* begin Exercise material *

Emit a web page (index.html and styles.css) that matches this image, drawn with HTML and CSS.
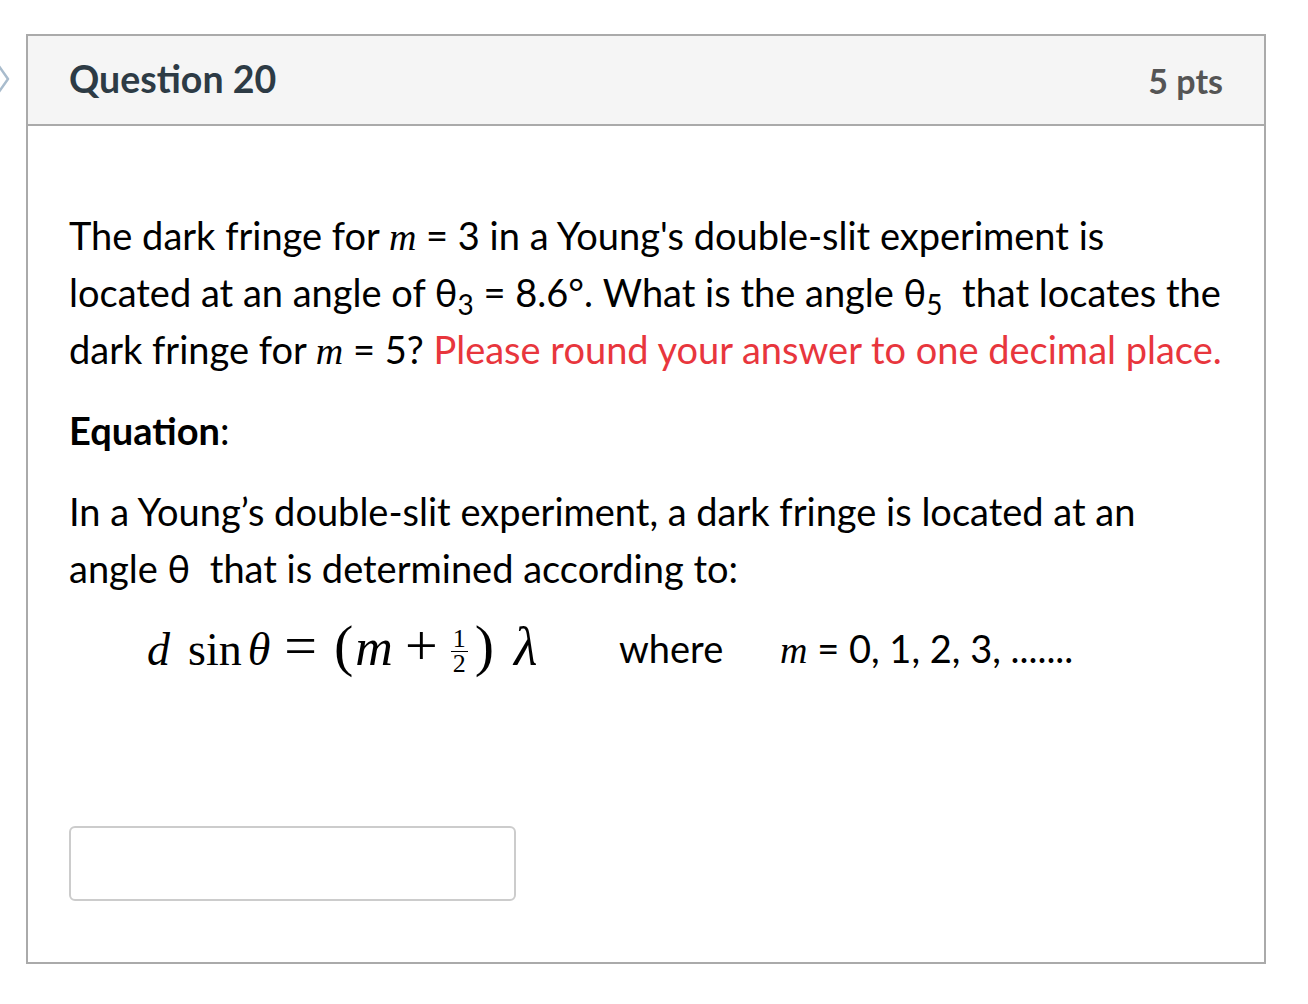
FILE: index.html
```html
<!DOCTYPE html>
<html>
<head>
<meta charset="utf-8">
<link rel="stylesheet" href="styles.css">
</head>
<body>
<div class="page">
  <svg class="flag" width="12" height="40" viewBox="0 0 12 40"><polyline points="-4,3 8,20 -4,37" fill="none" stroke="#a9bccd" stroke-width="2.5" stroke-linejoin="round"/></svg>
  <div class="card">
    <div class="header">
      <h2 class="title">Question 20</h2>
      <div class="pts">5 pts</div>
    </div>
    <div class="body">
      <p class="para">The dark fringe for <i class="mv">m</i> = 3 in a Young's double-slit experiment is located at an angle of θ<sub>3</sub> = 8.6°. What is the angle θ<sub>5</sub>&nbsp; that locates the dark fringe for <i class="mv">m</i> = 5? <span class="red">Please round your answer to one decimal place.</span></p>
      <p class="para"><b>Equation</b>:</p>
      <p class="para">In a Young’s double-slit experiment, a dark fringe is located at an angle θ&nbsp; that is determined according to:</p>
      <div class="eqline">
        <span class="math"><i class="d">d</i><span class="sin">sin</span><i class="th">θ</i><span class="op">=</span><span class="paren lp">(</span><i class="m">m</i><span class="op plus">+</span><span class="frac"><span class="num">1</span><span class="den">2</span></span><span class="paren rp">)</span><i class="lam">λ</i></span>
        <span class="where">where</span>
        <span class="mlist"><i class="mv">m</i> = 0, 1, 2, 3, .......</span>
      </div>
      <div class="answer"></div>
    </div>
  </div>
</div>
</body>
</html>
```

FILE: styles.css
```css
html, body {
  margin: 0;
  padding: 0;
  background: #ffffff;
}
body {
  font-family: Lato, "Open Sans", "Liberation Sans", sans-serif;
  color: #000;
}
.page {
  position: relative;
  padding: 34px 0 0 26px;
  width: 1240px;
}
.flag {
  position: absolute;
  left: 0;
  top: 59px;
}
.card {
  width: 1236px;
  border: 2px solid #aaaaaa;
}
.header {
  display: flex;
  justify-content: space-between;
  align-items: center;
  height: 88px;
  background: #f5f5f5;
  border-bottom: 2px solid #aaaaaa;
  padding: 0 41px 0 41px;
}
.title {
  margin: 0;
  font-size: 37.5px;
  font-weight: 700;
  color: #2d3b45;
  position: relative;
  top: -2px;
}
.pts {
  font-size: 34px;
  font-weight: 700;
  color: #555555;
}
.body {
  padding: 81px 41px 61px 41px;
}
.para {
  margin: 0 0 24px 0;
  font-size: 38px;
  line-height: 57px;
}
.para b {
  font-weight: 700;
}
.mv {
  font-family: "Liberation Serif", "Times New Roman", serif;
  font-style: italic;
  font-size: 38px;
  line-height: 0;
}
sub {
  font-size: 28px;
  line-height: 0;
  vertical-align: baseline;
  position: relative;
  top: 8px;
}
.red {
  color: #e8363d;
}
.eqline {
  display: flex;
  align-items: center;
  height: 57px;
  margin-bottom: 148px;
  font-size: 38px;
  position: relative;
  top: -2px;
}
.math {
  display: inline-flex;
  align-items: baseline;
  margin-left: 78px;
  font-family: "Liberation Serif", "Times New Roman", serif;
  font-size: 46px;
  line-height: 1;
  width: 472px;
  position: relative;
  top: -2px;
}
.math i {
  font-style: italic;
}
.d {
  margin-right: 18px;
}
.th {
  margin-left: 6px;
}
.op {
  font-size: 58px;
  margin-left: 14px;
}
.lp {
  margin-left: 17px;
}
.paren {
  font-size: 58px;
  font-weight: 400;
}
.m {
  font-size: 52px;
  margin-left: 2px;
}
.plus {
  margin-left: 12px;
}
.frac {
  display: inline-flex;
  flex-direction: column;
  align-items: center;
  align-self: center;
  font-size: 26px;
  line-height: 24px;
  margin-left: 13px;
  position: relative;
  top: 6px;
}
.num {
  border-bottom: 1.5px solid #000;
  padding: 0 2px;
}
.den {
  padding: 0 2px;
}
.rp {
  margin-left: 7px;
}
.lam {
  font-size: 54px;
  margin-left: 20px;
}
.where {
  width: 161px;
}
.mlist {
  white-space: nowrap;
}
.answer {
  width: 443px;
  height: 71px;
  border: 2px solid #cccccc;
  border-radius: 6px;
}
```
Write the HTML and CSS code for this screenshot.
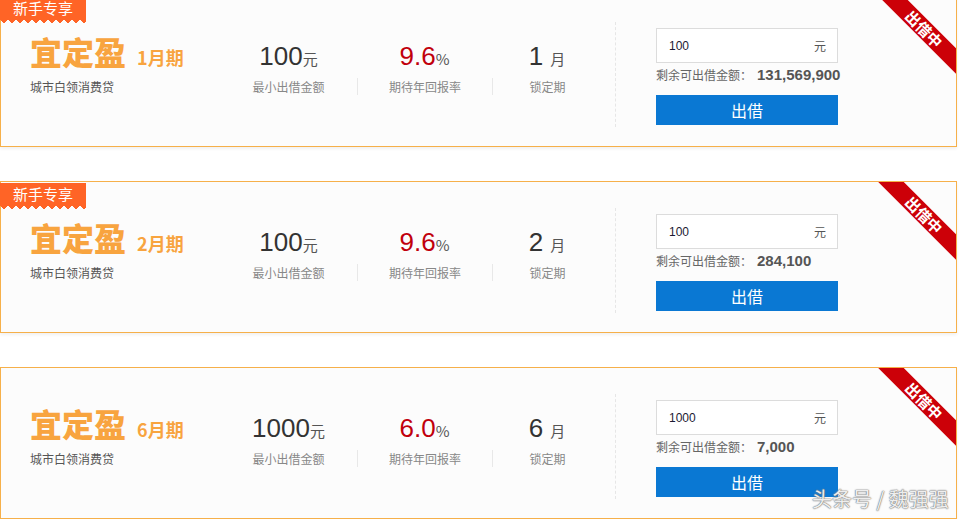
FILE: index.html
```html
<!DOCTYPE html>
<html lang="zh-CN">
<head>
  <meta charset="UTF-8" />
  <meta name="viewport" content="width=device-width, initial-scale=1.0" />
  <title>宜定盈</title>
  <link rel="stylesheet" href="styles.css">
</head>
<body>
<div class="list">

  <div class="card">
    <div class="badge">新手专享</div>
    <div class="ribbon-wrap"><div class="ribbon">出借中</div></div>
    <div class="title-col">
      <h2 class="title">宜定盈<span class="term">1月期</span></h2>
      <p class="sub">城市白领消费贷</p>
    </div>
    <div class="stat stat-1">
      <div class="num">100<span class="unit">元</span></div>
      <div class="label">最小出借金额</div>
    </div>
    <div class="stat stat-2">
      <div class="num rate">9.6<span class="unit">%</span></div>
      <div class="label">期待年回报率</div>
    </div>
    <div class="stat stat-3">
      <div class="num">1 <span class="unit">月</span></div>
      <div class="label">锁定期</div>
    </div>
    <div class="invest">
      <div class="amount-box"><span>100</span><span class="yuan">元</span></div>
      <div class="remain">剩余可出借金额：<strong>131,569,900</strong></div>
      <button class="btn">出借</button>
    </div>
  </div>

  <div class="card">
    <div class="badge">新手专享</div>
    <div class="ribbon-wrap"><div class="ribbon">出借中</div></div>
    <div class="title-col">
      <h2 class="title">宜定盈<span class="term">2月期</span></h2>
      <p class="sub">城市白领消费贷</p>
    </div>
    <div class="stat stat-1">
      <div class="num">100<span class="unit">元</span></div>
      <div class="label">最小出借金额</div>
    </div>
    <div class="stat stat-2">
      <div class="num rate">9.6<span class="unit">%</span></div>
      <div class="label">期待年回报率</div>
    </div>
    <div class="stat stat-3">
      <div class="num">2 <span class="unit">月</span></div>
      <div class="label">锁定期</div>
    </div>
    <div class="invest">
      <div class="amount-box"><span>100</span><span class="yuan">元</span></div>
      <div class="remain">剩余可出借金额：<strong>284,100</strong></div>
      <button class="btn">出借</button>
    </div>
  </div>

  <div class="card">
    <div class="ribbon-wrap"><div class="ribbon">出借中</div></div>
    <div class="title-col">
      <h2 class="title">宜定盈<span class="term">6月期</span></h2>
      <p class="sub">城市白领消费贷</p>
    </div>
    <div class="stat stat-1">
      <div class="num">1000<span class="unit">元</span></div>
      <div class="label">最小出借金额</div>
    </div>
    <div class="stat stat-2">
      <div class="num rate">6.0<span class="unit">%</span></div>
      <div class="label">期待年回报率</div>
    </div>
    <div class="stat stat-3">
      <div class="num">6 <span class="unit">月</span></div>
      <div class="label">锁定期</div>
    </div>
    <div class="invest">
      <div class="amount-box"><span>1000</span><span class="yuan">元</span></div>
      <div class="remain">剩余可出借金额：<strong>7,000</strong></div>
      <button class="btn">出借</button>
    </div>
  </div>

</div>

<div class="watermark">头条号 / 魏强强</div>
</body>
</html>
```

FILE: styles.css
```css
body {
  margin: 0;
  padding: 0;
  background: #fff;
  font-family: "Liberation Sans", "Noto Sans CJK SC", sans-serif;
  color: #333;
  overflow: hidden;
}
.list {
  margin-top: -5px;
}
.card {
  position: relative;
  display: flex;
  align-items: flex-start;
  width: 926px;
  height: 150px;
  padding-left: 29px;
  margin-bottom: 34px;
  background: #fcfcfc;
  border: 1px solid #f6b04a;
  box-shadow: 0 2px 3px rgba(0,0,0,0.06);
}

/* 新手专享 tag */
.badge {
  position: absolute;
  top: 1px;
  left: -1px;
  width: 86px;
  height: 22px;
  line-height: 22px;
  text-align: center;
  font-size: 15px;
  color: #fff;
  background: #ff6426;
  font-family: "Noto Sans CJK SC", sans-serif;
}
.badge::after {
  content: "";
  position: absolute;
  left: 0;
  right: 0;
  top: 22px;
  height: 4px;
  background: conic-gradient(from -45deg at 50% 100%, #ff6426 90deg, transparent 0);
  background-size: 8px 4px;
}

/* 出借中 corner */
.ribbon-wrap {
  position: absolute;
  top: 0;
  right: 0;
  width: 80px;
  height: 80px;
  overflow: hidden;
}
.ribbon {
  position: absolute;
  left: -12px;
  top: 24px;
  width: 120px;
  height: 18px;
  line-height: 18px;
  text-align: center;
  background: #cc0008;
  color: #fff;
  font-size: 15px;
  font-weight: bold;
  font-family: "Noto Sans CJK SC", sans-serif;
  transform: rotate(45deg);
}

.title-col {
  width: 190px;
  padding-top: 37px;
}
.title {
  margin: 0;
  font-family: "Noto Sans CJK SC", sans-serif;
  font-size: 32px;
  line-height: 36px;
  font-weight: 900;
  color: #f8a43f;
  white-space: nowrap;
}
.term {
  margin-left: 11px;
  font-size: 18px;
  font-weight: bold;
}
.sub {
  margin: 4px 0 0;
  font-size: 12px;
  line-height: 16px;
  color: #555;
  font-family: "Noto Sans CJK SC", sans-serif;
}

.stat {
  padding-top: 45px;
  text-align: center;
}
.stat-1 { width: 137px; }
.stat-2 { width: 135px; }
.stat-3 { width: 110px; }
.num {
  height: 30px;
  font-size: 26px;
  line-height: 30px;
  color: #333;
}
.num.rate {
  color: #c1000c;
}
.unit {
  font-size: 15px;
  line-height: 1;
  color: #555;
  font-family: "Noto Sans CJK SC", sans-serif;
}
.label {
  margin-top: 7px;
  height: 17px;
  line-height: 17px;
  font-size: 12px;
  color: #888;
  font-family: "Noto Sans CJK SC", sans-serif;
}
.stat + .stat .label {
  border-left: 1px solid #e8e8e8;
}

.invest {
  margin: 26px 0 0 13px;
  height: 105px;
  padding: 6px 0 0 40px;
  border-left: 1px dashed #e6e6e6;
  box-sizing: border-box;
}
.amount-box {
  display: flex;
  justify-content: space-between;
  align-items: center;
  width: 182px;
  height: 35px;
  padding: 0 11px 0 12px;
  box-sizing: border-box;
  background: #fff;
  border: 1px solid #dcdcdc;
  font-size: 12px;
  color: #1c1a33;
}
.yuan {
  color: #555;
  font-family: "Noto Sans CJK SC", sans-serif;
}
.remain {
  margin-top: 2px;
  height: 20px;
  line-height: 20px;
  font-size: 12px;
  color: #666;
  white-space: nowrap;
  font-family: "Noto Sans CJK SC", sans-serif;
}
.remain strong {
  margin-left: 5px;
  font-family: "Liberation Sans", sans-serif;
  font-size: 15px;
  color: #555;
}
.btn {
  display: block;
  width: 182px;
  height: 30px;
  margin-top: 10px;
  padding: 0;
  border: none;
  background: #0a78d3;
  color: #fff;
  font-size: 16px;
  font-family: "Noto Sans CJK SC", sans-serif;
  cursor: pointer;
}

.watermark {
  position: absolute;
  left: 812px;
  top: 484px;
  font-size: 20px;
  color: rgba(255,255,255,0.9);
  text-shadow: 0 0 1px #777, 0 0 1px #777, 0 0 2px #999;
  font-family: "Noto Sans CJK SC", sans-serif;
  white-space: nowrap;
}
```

* end Exercise material *

● **Exercise goal**
Locate all lines in the listing above with the word "styles" and copy them.

● **Complete response**
Emit a web page (index.html and styles.css) that matches this image, drawn with HTML and CSS.
<link rel="stylesheet" href="styles.css">
FILE: styles.css
  <link rel="stylesheet" href="styles.css">
FILE: styles.css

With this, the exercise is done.